What would be truly revolutionary would be a real Mother's Movement in this country, in which meaningful grassroots organizing would actually be taken to the voting floor by the women who represent us in Congress and to the boardroom by the female executives in the companies that employ us. Together, as mothers, we should be building support for the family leave, affordable health care, and child care options that would make this entire "opt out" conversation moot. We need universal, paid family leave that allows one parent sufficient time at home to care for an infant, and we need more career-track, part-time jobs with real benefits, so that women with babies and young children don't have to make a potentially life-altering choice between immediate family needs and longterm financial security. Further, we need a well-coordinated system of public and private childcare that allows the many women who "opt out" of paying work altogether following the birth of their children - simply because they can't find or pay for acceptable care - to make their choices based on the bigger picture.
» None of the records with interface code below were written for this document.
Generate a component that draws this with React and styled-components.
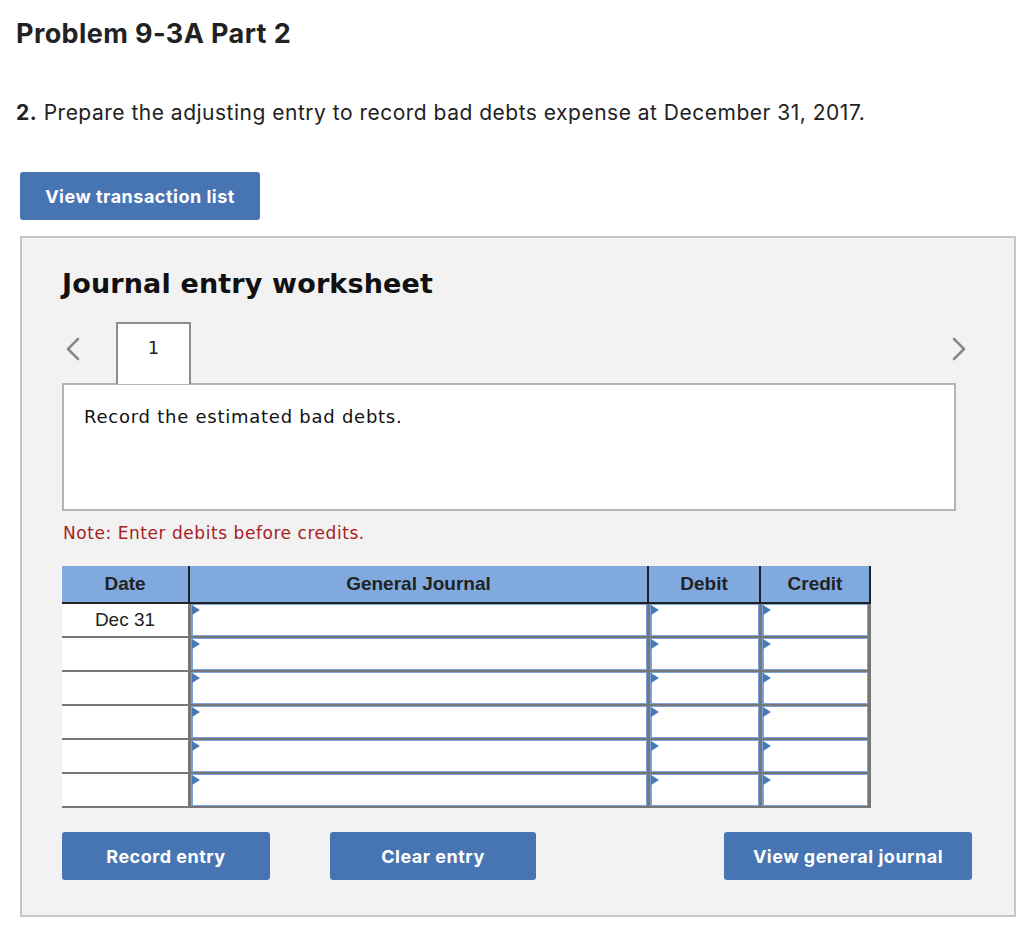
import React from "react";
import styled, { createGlobalStyle } from "styled-components";

const GlobalStyle = createGlobalStyle`
  body {
    margin: 0;
    background: #fff;
    font-family: "Inter", "Liberation Sans", sans-serif;
    color: #222;
  }
`;

const rows = ["Dec 31", "", "", "", "", ""];

const Page = styled.div`
  width: 1034px;
  box-sizing: border-box;
  padding: 18px 18px 0 16px;
`;

const Title = styled.h1`
  margin: 0;
  font-family: "Inter", sans-serif;
  font-weight: 700;
  font-size: 27px;
  letter-spacing: 0.4px;
  line-height: 32px;
  color: #222;
`;

const Question = styled.p`
  margin: 49px 0 0;
  font-family: "Inter", sans-serif;
  font-size: 21px;
  letter-spacing: 0.5px;
  line-height: 28px;
  color: #222;

  b {
    font-weight: 700;
  }
`;

const BlueButton = styled.button`
  flex-shrink: 0;
  width: ${(p) => p.$w}px;
  height: 48px;
  margin-left: ${(p) => p.$ml || 0}px;
  border: none;
  border-radius: 3px;
  background: #4775b3;
  color: #fff;
  font-family: "Inter", sans-serif;
  font-weight: 700;
  font-size: 18px;
  letter-spacing: 0.5px;
  cursor: pointer;
  padding: 0;
`;

const TopButton = styled(BlueButton)`
  display: block;
  margin: 45px 0 0 4px;
`;

const Panel = styled.section`
  margin: 16px 0 0 4px;
  width: 996px;
  height: 681px;
  box-sizing: border-box;
  border: 2px solid #c6c6c6;
  background: #f2f2f2;
  padding: 30px 58px 0 40px;
`;

const Heading = styled.h2`
  margin: 0;
  font-family: "DejaVu Sans", Verdana, sans-serif;
  font-weight: 700;
  font-size: 27px;
  letter-spacing: 0.15px;
  line-height: 32px;
  color: #111;
`;

const TabRow = styled.div`
  display: flex;
  align-items: center;
  height: 62px;
  margin: 22px -10px 0 0;
  position: relative;
  z-index: 1;
`;

const Arrow = styled.span`
  display: flex;
  width: ${(p) => p.$w}px;
  padding-left: ${(p) => p.$pl || 0}px;
  box-sizing: border-box;
  margin-top: -8px;
`;

const Tab = styled.div`
  width: 75px;
  height: 62px;
  box-sizing: border-box;
  border: 2px solid #8c8c8c;
  border-bottom: none;
  background: #fff;
  display: flex;
  justify-content: center;
  padding-top: 12px;
  font-family: "DejaVu Sans", Verdana, sans-serif;
  font-size: 18px;
  line-height: 24px;
  color: #222;
`;

const Spacer = styled.div`
  flex: 1;
`;

const Prompt = styled.div`
  height: 128px;
  box-sizing: border-box;
  margin-top: -1px;
  border: 2px solid #b4b4b4;
  background: #fff;
  padding: 20px 20px;
  font-family: "DejaVu Sans", Verdana, sans-serif;
  font-size: 18px;
  letter-spacing: 0.75px;
  line-height: 24px;
  color: #111;
`;

const Note = styled.p`
  margin: 11px 0 0 1px;
  font-family: "DejaVu Sans", Verdana, sans-serif;
  font-size: 17px;
  letter-spacing: 0.55px;
  line-height: 22px;
  color: #a8201f;
`;

const Journal = styled.div`
  margin-top: 22px;
  width: 809px;
  display: grid;
  grid-template-columns: 126px 459px 112px 112px;
  font-family: "Liberation Sans", Arial, sans-serif;
  font-size: 19px;
`;

const HeadCell = styled.div`
  height: 38px;
  box-sizing: border-box;
  background: #80aadf;
  border-bottom: 2px solid #222;
  border-left: ${(p) => (p.$first ? "none" : "2px solid #222")};
  border-right: ${(p) => (p.$last ? "2px solid #222" : "none")};
  display: flex;
  align-items: center;
  justify-content: center;
  font-weight: 700;
  color: #222;
`;

const DateCell = styled.div`
  height: 34px;
  box-sizing: border-box;
  background: #fff;
  border-bottom: 2px solid #777;
  display: flex;
  align-items: center;
  justify-content: center;
  color: #222;
`;

const EntryCell = styled.div`
  height: 34px;
  box-sizing: border-box;
  border-left: 3px solid #777;
  border-right: ${(p) => (p.$last ? "3px solid #777" : "none")};
  border-bottom: 2px solid #777;
  background: #fff;
  display: flex;
`;

const EntryInput = styled.div`
  flex: 1;
  position: relative;
  border: 1px solid #7aa2d8;
  border-left-width: 2px;
  background: #fff;

  &::before {
    content: "";
    position: absolute;
    left: -1px;
    top: 0;
    border-style: solid;
    border-width: 5px 0 5px 8px;
    border-color: transparent transparent transparent #4a78b5;
  }
`;

const ButtonRow = styled.div`
  display: flex;
  margin-top: 24px;
`;

const Chevron = ({ dir }) => (
  <svg width="14" height="24" viewBox="0 0 14 24">
    <polyline
      points={dir === "left" ? "12,2 2,12 12,22" : "2,2 12,12 2,22"}
      fill="none"
      stroke="#8a8a8a"
      strokeWidth="2.6"
      strokeLinecap="round"
      strokeLinejoin="round"
    />
  </svg>
);

const App = () => {
  return (
    <>
      <GlobalStyle />
      <Page>
        <Title>Problem 9-3A Part 2</Title>
        <Question>
          <b>2.</b> Prepare the adjusting entry to record bad debts expense at
          December 31, 2017.
        </Question>
        <TopButton $w={240}>View transaction list</TopButton>

        <Panel>
          <Heading>Journal entry worksheet</Heading>
          <TabRow>
            <Arrow $w={54} $pl={4}>
              <Chevron dir="left" />
            </Arrow>
            <Tab>1</Tab>
            <Spacer />
            <Arrow $w={14}>
              <Chevron dir="right" />
            </Arrow>
          </TabRow>
          <Prompt>Record the estimated bad debts.</Prompt>
          <Note>Note: Enter debits before credits.</Note>

          <Journal>
            <HeadCell $first>Date</HeadCell>
            <HeadCell>General Journal</HeadCell>
            <HeadCell>Debit</HeadCell>
            <HeadCell $last>Credit</HeadCell>
            {rows.map((d, i) => (
              <React.Fragment key={i}>
                <DateCell>{d}</DateCell>
                <EntryCell>
                  <EntryInput />
                </EntryCell>
                <EntryCell>
                  <EntryInput />
                </EntryCell>
                <EntryCell $last>
                  <EntryInput />
                </EntryCell>
              </React.Fragment>
            ))}
          </Journal>

          <ButtonRow>
            <BlueButton $w={208}>Record entry</BlueButton>
            <BlueButton $w={206} $ml={60}>
              Clear entry
            </BlueButton>
            <BlueButton $w={248} $ml={188}>
              View general journal
            </BlueButton>
          </ButtonRow>
        </Panel>
      </Page>
    </>
  );
};

export default App;
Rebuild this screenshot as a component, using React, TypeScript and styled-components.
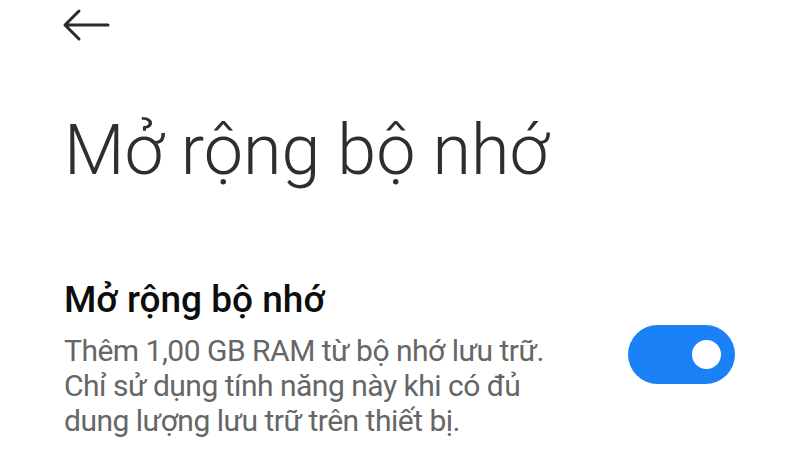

Longterm, total (meaning no paid work of any kind over a period of years) stay-at-home parenting is a wonderful choice for many mothers, but women need to make that choice with a clear view of the longterm ramifications and risks. If I were going to stay home full time with a child at this point, and step completely out of my paying job for any period of time beyond a year or two, I would ask my partner to sign a legally binding agreement that would specifically lay out how my work at home would be valued in a divorce settlement, should the worst happen. Maybe that sounds crazy to some of you, but I suggest that you take a look at the statistics. Is it crazy to have car insurance, even though you are far more likely to end up divorced that you are to end up involved in a serious auto accident? I don't think so.
Have you opted out? Or subsequently opted back in? Have you been forced to start completely over folllowing death or divorce?